> Work to do:
Identify every line containing the word "React" and reproduce each one.

> Supplied material:
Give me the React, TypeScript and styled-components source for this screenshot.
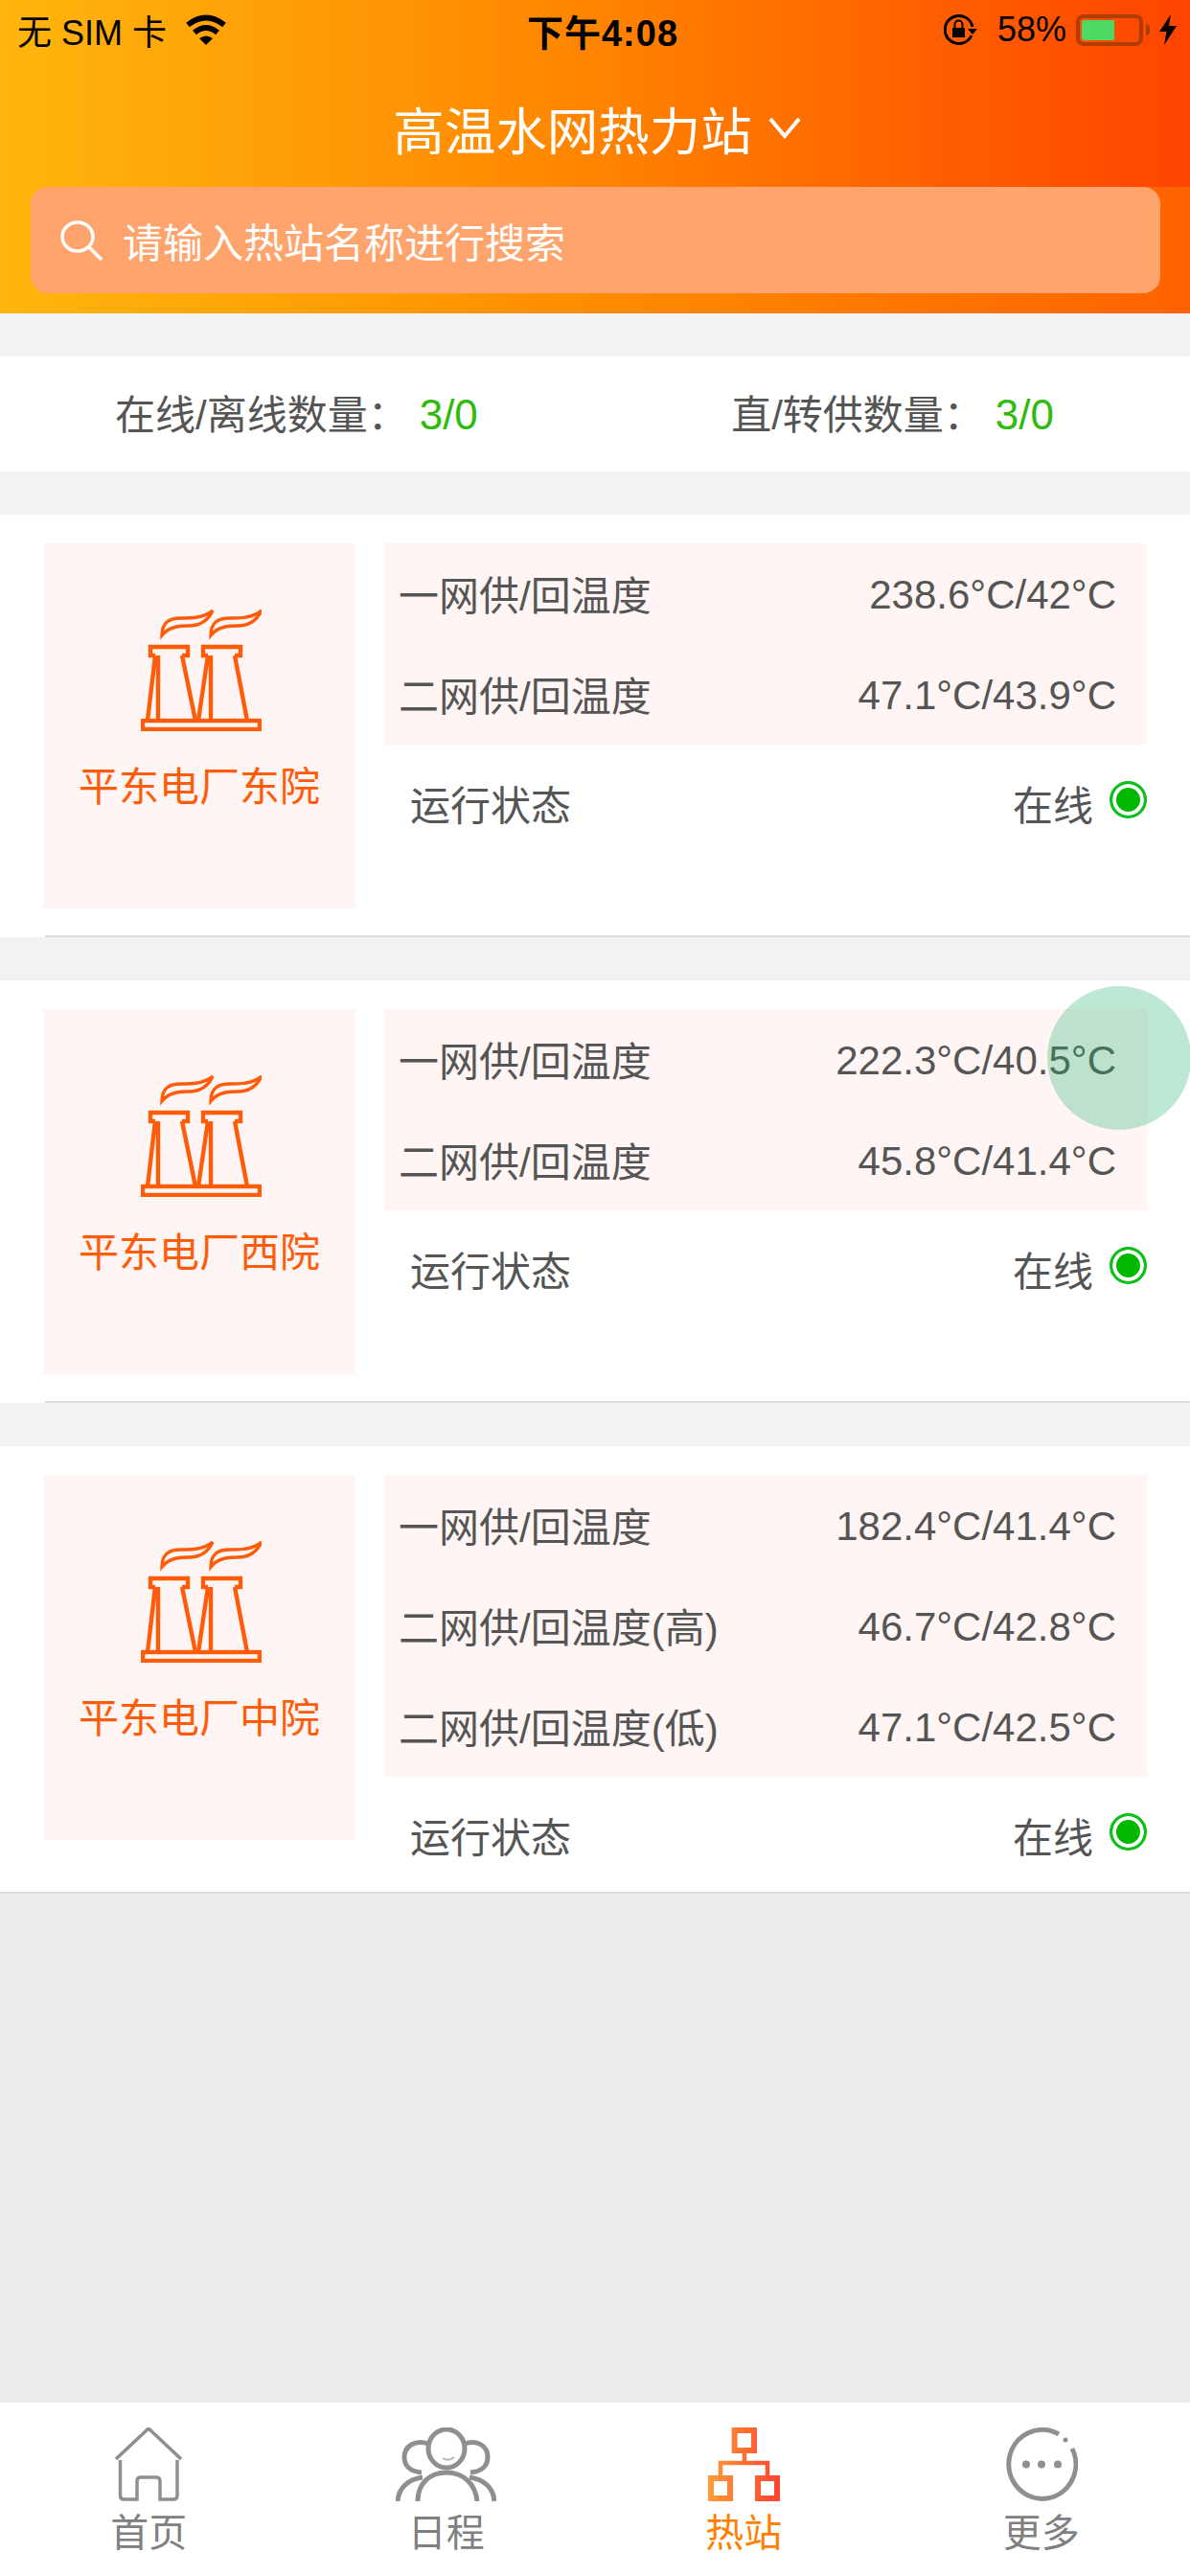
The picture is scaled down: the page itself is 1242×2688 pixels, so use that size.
import React from "react";
import styled, { createGlobalStyle } from "styled-components";

const GlobalStyle = createGlobalStyle`
  html, body {
    margin: 0;
    padding: 0;
    background: #ebecee;
    font-family: "Liberation Sans", "Noto Sans CJK SC", sans-serif;
  }
  * {
    box-sizing: border-box;
  }
`;

const Page = styled.div`
  position: relative;
  width: 1242px;
  height: 2688px;
  overflow: hidden;
  display: flex;
  flex-direction: column;
  background: #ebecee;
`;

const NavArea = styled.div`
  height: 195px;
  background: linear-gradient(90deg, #ffb60d 0%, #ff8400 50%, #ff4400 100%);
  display: flex;
  flex-direction: column;
`;

const StatusBar = styled.div`
  height: 64px;
  padding: 0 14px 2px 18px;
  display: grid;
  grid-template-columns: 1fr auto 1fr;
  align-items: center;
  color: #000;
  font-size: 36px;
`;

const StatusLeft = styled.div`
  display: flex;
  align-items: center;
  gap: 19px;
`;

const StatusRight = styled.div`
  display: flex;
  align-items: center;
  justify-content: flex-end;
`;

const Clock = styled.div`
  padding-left: 12px;
  font-weight: 700;
  font-size: 38px;
  letter-spacing: 1px;
`;

const Percent = styled.span`
  margin: 0 10px 0 20px;
`;

const Battery = styled.div`
  position: relative;
  width: 70px;
  height: 33px;
  padding: 2px;
  border: 4px solid #b03c00;
  border-radius: 8px;
  margin-right: 3px;
`;

const BatteryLevel = styled.div`
  height: 100%;
  width: 58%;
  background: #4cd964;
  border-radius: 3px 0 0 3px;
`;

const BatteryTip = styled.div`
  width: 4px;
  height: 12px;
  background: #b03c00;
  border-radius: 0 4px 4px 0;
  margin-right: 10px;
`;

const TitleRow = styled.div`
  flex: 1;
  padding: 7px 0 0 4px;
  display: flex;
  align-items: center;
  justify-content: center;
  gap: 17px;
  color: #fff;
  font-size: 53.5px;
`;

const SearchArea = styled.div`
  height: 132px;
  padding: 0 31px 21px 32px;
  background: linear-gradient(90deg, #ffb60d 0%, #ff8c00 50%, #ff6200 100%);
`;

const SearchBox = styled.div`
  height: 111px;
  padding-left: 31px;
  display: flex;
  align-items: center;
  gap: 21px;
  background: #ffa46c;
  border-radius: 18px;
  color: #fff;
  font-size: 42px;
`;

const List = styled.div`
  padding-top: 45px;
  display: flex;
  flex-direction: column;
  gap: 45px;
  background: #f2f2f2;
`;

const Summary = styled.div`
  height: 120px;
  padding: 0 142px 6px 120px;
  display: flex;
  align-items: center;
  justify-content: space-between;
  background: #fff;
  color: #555;
  font-size: 42px;
`;

const SummaryValue = styled.span`
  margin-left: 12px;
  color: #2fbb0e;
  font-size: 44px;
`;

const Card = styled.div`
  background: #fff;
`;

const CardBody = styled.div<{ $tail: number }>`
  display: flex;
  gap: 30px;
  padding: 30px 45px ${(p) => p.$tail}px;
`;

const Tile = styled.div`
  flex: 0 0 326px;
  height: 381px;
  padding-top: 68px;
  display: flex;
  flex-direction: column;
  align-items: center;
  background: #fff5f4;
  color: #ff5c0a;
  font-size: 42px;
`;

const PlantBox = styled.div`
  height: 128px;
  margin-left: 4px;
`;

const TileLabel = styled.div`
  margin-top: 29px;
  line-height: 60px;
`;

const Readings = styled.div`
  flex: 1;
  display: flex;
  flex-direction: column;
`;

const ReadingTable = styled.div`
  background: #fff5f4;
`;

const ReadingRow = styled.div`
  height: 105px;
  padding: 0 32px 0 15px;
  display: flex;
  align-items: center;
  justify-content: space-between;
  color: #555;
  font-size: 42px;
`;

const ReadingLabel = styled.span`
  padding-bottom: 3px;
`;

const ReadingValue = styled.span`
  padding-top: 2px;
`;

const StateRow = styled.div`
  height: 120px;
  padding-left: 27px;
  display: flex;
  align-items: center;
  color: #555;
  font-size: 42px;
`;

const StateText = styled.span`
  margin-left: auto;
`;

const StateDot = styled.span`
  width: 39px;
  height: 39px;
  margin: 0 0 6px 17px;
  border: 3px solid #0cc01c;
  border-radius: 50%;
  background: #00b800;
  box-shadow: inset 0 0 0 4px #fff;
`;

const Divider = styled.div<{ $inset: number }>`
  height: 2px;
  margin-left: ${(p) => p.$inset}px;
  background: #dcdcdc;
`;

const Spacer = styled.div`
  flex: 1;
`;

const TabBar = styled.div`
  height: 181px;
  padding-top: 26px;
  display: grid;
  grid-template-columns: repeat(4, 1fr);
  background: #fff;
`;

const Tab = styled.div<{ $active?: boolean }>`
  display: flex;
  flex-direction: column;
  align-items: center;
  color: ${(p) => (p.$active ? "#ff7f00" : "#808080")};
  font-size: 40px;
`;

const TabIcon = styled.div`
  height: 77px;
  display: flex;
  justify-content: center;
`;

const TabLabel = styled.div`
  margin-top: 4px;
  line-height: 58px;
`;

// touch indicator left over from the screen recording
const TouchDot = styled.div`
  position: absolute;
  left: 1093px;
  top: 1029px;
  width: 150px;
  height: 150px;
  border-radius: 50%;
  background: rgba(38, 180, 110, 0.3);
`;

const WifiIcon = () => (
  <svg width="44" height="32" viewBox="0 0 44 32">
    <g fill="none" stroke="#000" strokeWidth="6">
      <path d="M3 11 Q22 -4 41 11" />
      <path d="M10 19 Q22 9 34 19" />
    </g>
    <path d="M15 25 Q22 20 29 25 L22 32 Z" fill="#000" />
  </svg>
);

const RotationLockIcon = () => (
  <svg width="36" height="32" viewBox="0 0 36 32">
    <path d="M29 22 A14.5 14.5 0 1 1 30 13" fill="none" stroke="#000" strokeWidth="3" />
    <path d="M25 15 L35 15 L30 21 Z" fill="#000" />
    <rect x="9" y="14" width="13" height="10" fill="#000" />
    <path d="M11.5 14 V10.5 A4 4 0 0 1 19.5 10.5 V14" fill="none" stroke="#000" strokeWidth="2" />
  </svg>
);

const BoltIcon = () => (
  <svg width="18" height="32" viewBox="0 0 18 32">
    <path d="M12 0 L0 18 L7.5 18 L5 32 L18 12 L10 12 Z" fill="#000" />
  </svg>
);

const ChevronIcon = () => (
  <svg width="34" height="24" viewBox="0 0 34 24">
    <path d="M2 3 L17 21 L32 3" fill="none" stroke="#fff" strokeWidth="4" />
  </svg>
);

const SearchIcon = () => (
  <svg width="44" height="42" viewBox="0 0 44 42">
    <ellipse cx="18" cy="17" rx="16" ry="15" fill="none" stroke="#fff" strokeWidth="3.5" />
    <path d="M30 28 L43 41" stroke="#fff" strokeWidth="3.5" />
  </svg>
);

const FlamePath = "M22 28 C22 14 30 10 42 10 C52 10 66 10 75 2 C70 13 62 18 50 18 C42 18 30 18 22 28 Z";

const PlantIcon = () => (
  <svg width="126" height="128" viewBox="0 0 126 128">
    <g fill="none" stroke="#ff5c0a" strokeWidth="4.4">
      <path d={FlamePath} strokeWidth="3.4" />
      <path d={FlamePath} strokeWidth="3.4" transform="translate(51 0)" />
      <rect x="2" y="117" width="122" height="9" />
      <path d="M15 49 H10 V40 H49 V49 H43 M15 49 L7 117 M18 49 V117 M43 49 L57 117" />
      <path d="M70 49 H65 V40 H104 V49 H98 M70 49 L60 117 M73 49 V117 M98 49 L111 117" />
    </g>
  </svg>
);

const HomeIcon = () => (
  <svg width="70" height="77" viewBox="0 0 70 77">
    <path
      d="M1 33 L35 1 L69 33 M5.5 34 V71 Q5.5 75 9.5 75 H23 V56 Q23 52 27 52 H43 Q47 52 47 56 V75 H61 Q65 75 65 71 V34"
      fill="none"
      stroke="#8f8f8f"
      strokeWidth="3.5"
    />
  </svg>
);

const GroupIcon = () => (
  <svg width="105" height="77" viewBox="0 0 105 77">
    <g fill="none" stroke="#8f8f8f" strokeWidth="5">
      <ellipse cx="53" cy="22" rx="19" ry="20" />
      <path d="M34 17 C20 12 9 20 9 31 C9 40 15 46 27 47" />
      <path d="M72 17 C86 12 96 20 96 31 C96 40 90 46 78 47" />
      <path d="M23 77 C23 58 36 47 53 47 C70 47 83 58 85 77" />
      <path d="M2 77 C3 63 13 54 28 52" />
      <path d="M103 77 C102 63 92 54 77 52" />
    </g>
    <path d="M49 32 Q55 36 61 31" fill="none" stroke="#b5b5b5" strokeWidth="2" />
  </svg>
);

const StationTabIcon = () => (
  <svg width="75" height="77" viewBox="0 0 75 77">
    <defs>
      <linearGradient id="stationGrad" gradientUnits="userSpaceOnUse" x1="0" y1="0" x2="75" y2="0">
        <stop offset="0" stopColor="#ff9c35" />
        <stop offset="1" stopColor="#ff4232" />
      </linearGradient>
    </defs>
    <g fill="none" stroke="url(#stationGrad)" strokeWidth="6">
      <rect x="27.6" y="3" width="20.4" height="21" />
      <rect x="3" y="53" width="20" height="21" />
      <rect x="52" y="53" width="20" height="21" />
      <path d="M38 26 V37 M13 50 V37 H62 V50" strokeWidth="4.5" />
    </g>
  </svg>
);

const MoreIcon = () => (
  <svg width="76" height="77" viewBox="0 0 76 77">
    <path d="M70 22 A35 36 0 1 1 56 7" fill="none" stroke="#8f8f8f" strokeWidth="5" />
    <circle cx="63" cy="13" r="2.5" fill="#8f8f8f" />
    <circle cx="22" cy="38.5" r="4" fill="#8f8f8f" />
    <circle cx="38" cy="38.5" r="4" fill="#8f8f8f" />
    <circle cx="55" cy="38.5" r="4" fill="#8f8f8f" />
  </svg>
);

type Station = {
  name: string;
  readings: [string, string][];
  tail: number;
  inset: number;
};

const stations: Station[] = [
  {
    name: "平东电厂东院",
    readings: [
      ["一网供/回温度", "238.6°C/42°C"],
      ["二网供/回温度", "47.1°C/43.9°C"],
    ],
    tail: 28,
    inset: 47,
  },
  {
    name: "平东电厂西院",
    readings: [
      ["一网供/回温度", "222.3°C/40.5°C"],
      ["二网供/回温度", "45.8°C/41.4°C"],
    ],
    tail: 28,
    inset: 47,
  },
  {
    name: "平东电厂中院",
    readings: [
      ["一网供/回温度", "182.4°C/41.4°C"],
      ["二网供/回温度(高)", "46.7°C/42.8°C"],
      ["二网供/回温度(低)", "47.1°C/42.5°C"],
    ],
    tail: 0,
    inset: 0,
  },
];

const tabs = [
  { label: "首页", icon: <HomeIcon /> },
  { label: "日程", icon: <GroupIcon /> },
  { label: "热站", icon: <StationTabIcon />, active: true },
  { label: "更多", icon: <MoreIcon /> },
];

export default function App() {
  return (
    <Page>
      <GlobalStyle />
      <NavArea>
        <StatusBar>
          <StatusLeft>
            <span>无 SIM 卡</span>
            <WifiIcon />
          </StatusLeft>
          <Clock>下午4:08</Clock>
          <StatusRight>
            <RotationLockIcon />
            <Percent>58%</Percent>
            <Battery>
              <BatteryLevel />
            </Battery>
            <BatteryTip />
            <BoltIcon />
          </StatusRight>
        </StatusBar>
        <TitleRow>
          <span>高温水网热力站</span>
          <ChevronIcon />
        </TitleRow>
      </NavArea>
      <SearchArea>
        <SearchBox>
          <SearchIcon />
          <span>请输入热站名称进行搜索</span>
        </SearchBox>
      </SearchArea>
      <List>
        <Summary>
          <div>
            在线/离线数量：<SummaryValue>3/0</SummaryValue>
          </div>
          <div>
            直/转供数量：<SummaryValue>3/0</SummaryValue>
          </div>
        </Summary>
        {stations.map((station) => (
          <Card key={station.name}>
            <CardBody $tail={station.tail}>
              <Tile>
                <PlantBox>
                  <PlantIcon />
                </PlantBox>
                <TileLabel>{station.name}</TileLabel>
              </Tile>
              <Readings>
                <ReadingTable>
                  {station.readings.map(([label, value]) => (
                    <ReadingRow key={label}>
                      <ReadingLabel>{label}</ReadingLabel>
                      <ReadingValue>{value}</ReadingValue>
                    </ReadingRow>
                  ))}
                </ReadingTable>
                <StateRow>
                  <span>运行状态</span>
                  <StateText>在线</StateText>
                  <StateDot />
                </StateRow>
              </Readings>
            </CardBody>
            <Divider $inset={station.inset} />
          </Card>
        ))}
      </List>
      <Spacer />
      <TabBar>
        {tabs.map((tab) => (
          <Tab key={tab.label} $active={tab.active}>
            <TabIcon>{tab.icon}</TabIcon>
            <TabLabel>{tab.label}</TabLabel>
          </Tab>
        ))}
      </TabBar>
      <TouchDot />
    </Page>
  );
}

> Written reply:
Give me the React, TypeScript and styled-components source for this screenshot.
import React from "react";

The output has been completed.